Nuovi caratteri acquista l'oratorio tedesco con J. Haydn; dopo il Tobia (1775), nel quale il musicista indulge al tipo tradizionale dell'oratorio italiano di tipo settecentesco, abbiamo i grandi esempî della Creazione e delle Stagioni. Nel primo il carattere stesso dell'argomento comporta una fusione di elementi epici e lirici, di sublimità e di commozione, che il musicista accoglie e interpreta mettendo soprattutto in rilievo il lato pittoresco e descrittivo della natura, non tanto nella parte strumentale quanto nell'espressione vocale, perfettamente adeguata al testo e al suo contenuto; nelle Stagioni, invece, il Haydn s'allontana dallo spirito tradizionale dell'oratorio per sostituire una libera successione di scene piuttosto in forma di cantata, nelle quali ha schietto e spontaneo sfogo l'umore geniale dell'artista, che manifesta la sua religiosità in una varia molteplicità di coloriti, in cui traluce una certa disposizione espressiva non estranea allo spirito del Romanticismo imminente. Mozart e Beethoven non trovano invece nell'oratorio il mezzo più corrispondente al loro genio per esprimere la profonda religiosità della loro anima; la quale splende in opere eterne come il Requiem del primo e la Missa solemnis del secondo, piuttosto che nei saggi minori di oratorî propriamente detti.
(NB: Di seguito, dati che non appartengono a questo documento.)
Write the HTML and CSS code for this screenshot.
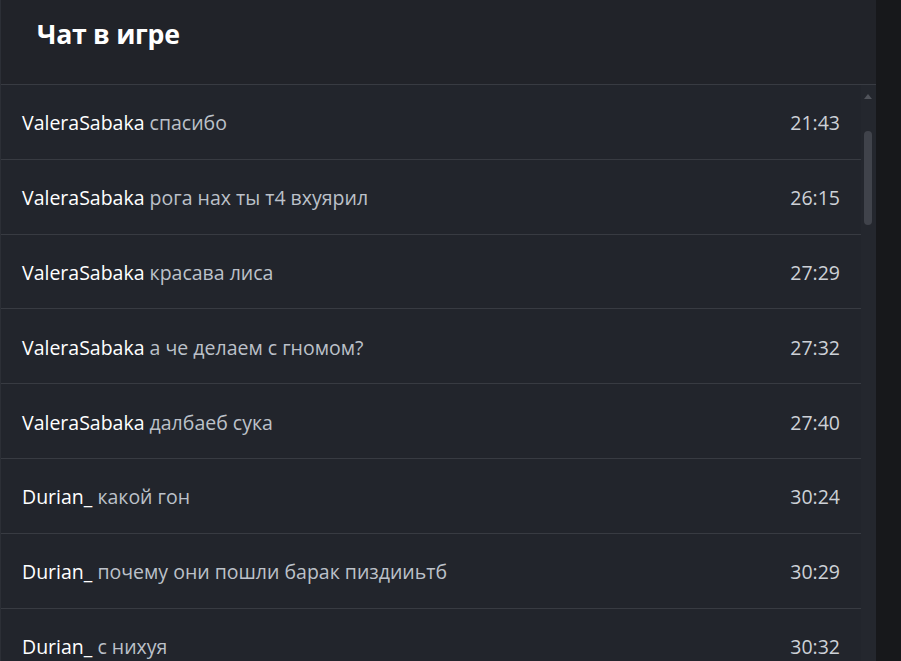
FILE: index.html
```html
<!DOCTYPE html>
<html lang="ru">
<head>
  <meta charset="UTF-8" />
  <meta name="viewport" content="width=device-width, initial-scale=1.0"/>
  <title>Чат в игре</title>
  <link rel="stylesheet" href="styles.css">
</head>
<body>
  <div class="chat-panel">
    <div class="chat-header">
      <h1>Чат в игре</h1>
    </div>
    <div class="chat-body">
      <div class="messages">
        <div class="msg"><span class="text"><b class="nick">ValeraSabaka</b> спасибо</span><span class="time">21:43</span></div>
        <div class="msg"><span class="text"><b class="nick">ValeraSabaka</b> рога нах ты т4 вхуярил</span><span class="time">26:15</span></div>
        <div class="msg"><span class="text"><b class="nick">ValeraSabaka</b> красава лиса</span><span class="time">27:29</span></div>
        <div class="msg"><span class="text"><b class="nick">ValeraSabaka</b> а че делаем с гномом?</span><span class="time">27:32</span></div>
        <div class="msg"><span class="text"><b class="nick">ValeraSabaka</b> далбаеб сука</span><span class="time">27:40</span></div>
        <div class="msg"><span class="text"><b class="nick">Durian_</b> какой гон</span><span class="time">30:24</span></div>
        <div class="msg"><span class="text"><b class="nick">Durian_</b> почему они пошли барак пиздииьтб</span><span class="time">30:29</span></div>
        <div class="msg"><span class="text"><b class="nick">Durian_</b> с нихуя</span><span class="time">30:32</span></div>
      </div>
      <div class="scrollbar">
        <div class="arrow-up"></div>
        <div class="thumb"></div>
      </div>
    </div>
  </div>
</body>
</html>
```

FILE: styles.css
```css
body {
  margin: 0;
  height: 661px;
  overflow: hidden;
  background: #17181b;
  font-family: 'Open Sans', 'Noto Sans', sans-serif;
  color: #fff;
}

.chat-panel {
  width: 875px;
  height: 661px;
  background: #22252c;
  border-left: 1px solid #2c2f36;
  display: flex;
  flex-direction: column;
}

.chat-header {
  height: 84px;
  border-bottom: 1px solid #383b42;
  padding-left: 36px;
  display: flex;
  align-items: center;
  background: #212329;
}

.chat-header h1 {
  margin: 0 0 17px;
  font-size: 26.7px;
  font-weight: 700;
  letter-spacing: -0.3px;
}

.chat-body {
  flex: 1;
  display: flex;
  overflow: hidden;
}

.messages {
  flex: 1;
}

.msg {
  height: 73.8px;
  border-bottom: 1px solid #383b42;
  display: flex;
  align-items: center;
  justify-content: space-between;
  padding: 2px 21px 0 21px;
  box-sizing: border-box;
  height: 74.8px;
  font-size: 19.5px;
}

.msg .text {
  color: #bcc1c9;
}

.msg .nick {
  font-weight: 400;
  color: #fff;
}

.msg .time {
  color: #cdd1d7;
}

.scrollbar {
  width: 15px;
  background: #24272e;
  position: relative;
}

.arrow-up {
  position: absolute;
  top: 9px;
  left: 3px;
  width: 0;
  height: 0;
  border-left: 4px solid transparent;
  border-right: 4px solid transparent;
  border-bottom: 5px solid #50535a;
}

.thumb {
  position: absolute;
  top: 46px;
  left: 3px;
  width: 8px;
  height: 94px;
  border-radius: 4px;
  background: #40434b;
}
```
Nel periodo romantico, infine, l'oratorio fu coltivato assai abbondantemente, ma se fra i molti mediocri, oggi pressoché dimenticati, si vuol ricordare qualche esempio pregevole bisogna nuovamente rifarsi agli artisti più rappresentativi di questo periodo storico e, caso per caso, commisurare la riuscita dell'opera non tanto in relazione allo spirito del "genere" tradizionale, quanto della religiosità atteggiata secondo le qualità stesse del loro genio. Ad es., mentre F. Mendelssohn-Bartholdy nel Paolo e nell'Elia ci dà saggi pregevoli di rielaborazione di elementi händeliani in cui sono prevalenti la cultura e la riflessione, R. Schumann con il Paradiso e la Peri, seguendo una tendenza che al suo tempo sempre più si affermava, abbandona il testo biblico e favorisce lo sviluppo dell'oratorio profano; in quest'opera, musicalmente assai originale, è notevole l'importanza nuovamente conferita al "testo" nella varietà della forma recitativa, ariosa e corale. Anche Il pellegrinaggio della rosa e le scene per il Faust si avvicinano al tipo dell'oratorio profano; ma nel primo lo Schumann si mantiene nell'ambito modesto di un idillio corale, mentre nel secondo trascura la parte drammatica narrativa per accentuare, conformemente alla sua natura, gli elementi lirici e mistici. L'oratorio trovò nel secolo XIX un geniale cultore in F. Liszt, il quale scrisse La leggenda di S. Elisabetta e il Cristo nel più ardente spirito del misticismo cattolico; per tale intima disposizione i due oratorî acquistano un curattere suggestivo e lirico assai lontano da quello tradizionale, anche a prescindere dallo stile mobile, fantastico, musicalmente ardito e innovatore. Sempre nel secolo XIX la Francia ebbe cultori dell'oratorio principalmente con H. Berlioz, autore di L'infanzia di Cristo e con Ch. Gounod (La Redenzione); il Belgio con César Franck (Ruth, Redenzione [sotto il titolo di Ode-Symphonie], Le Beatitudini). Lorenzo Perosi, tuttora vivente, fra i musicisti di oggi più d'ogni altro ha riportato l'oratorio a un alto grado di valore e d'interesse artistico, in virtù della sua arte ispirata e commossa (Passione di N.S. Gesù Cristo, Il Natale del Redentore, La Resurrezione di Cristo, La Resurrezione di Lazzaro, Transitus animae, ecc.). Sono inoltre da ricordare il belga E. Tinel, l'inglese E. Elgar, l'italiano Licinio Refice, lo svizzero A. Honegger.
Bibl.: D. Alaleona, Studi sulla storia dell'oratorio musicale in Italia, Torino 1908; G. Pasquetti, L'oratorio musicale in Italia, Firenze 1906; A. Schering, Geschichte des Oratoriums, Lipsia 1911.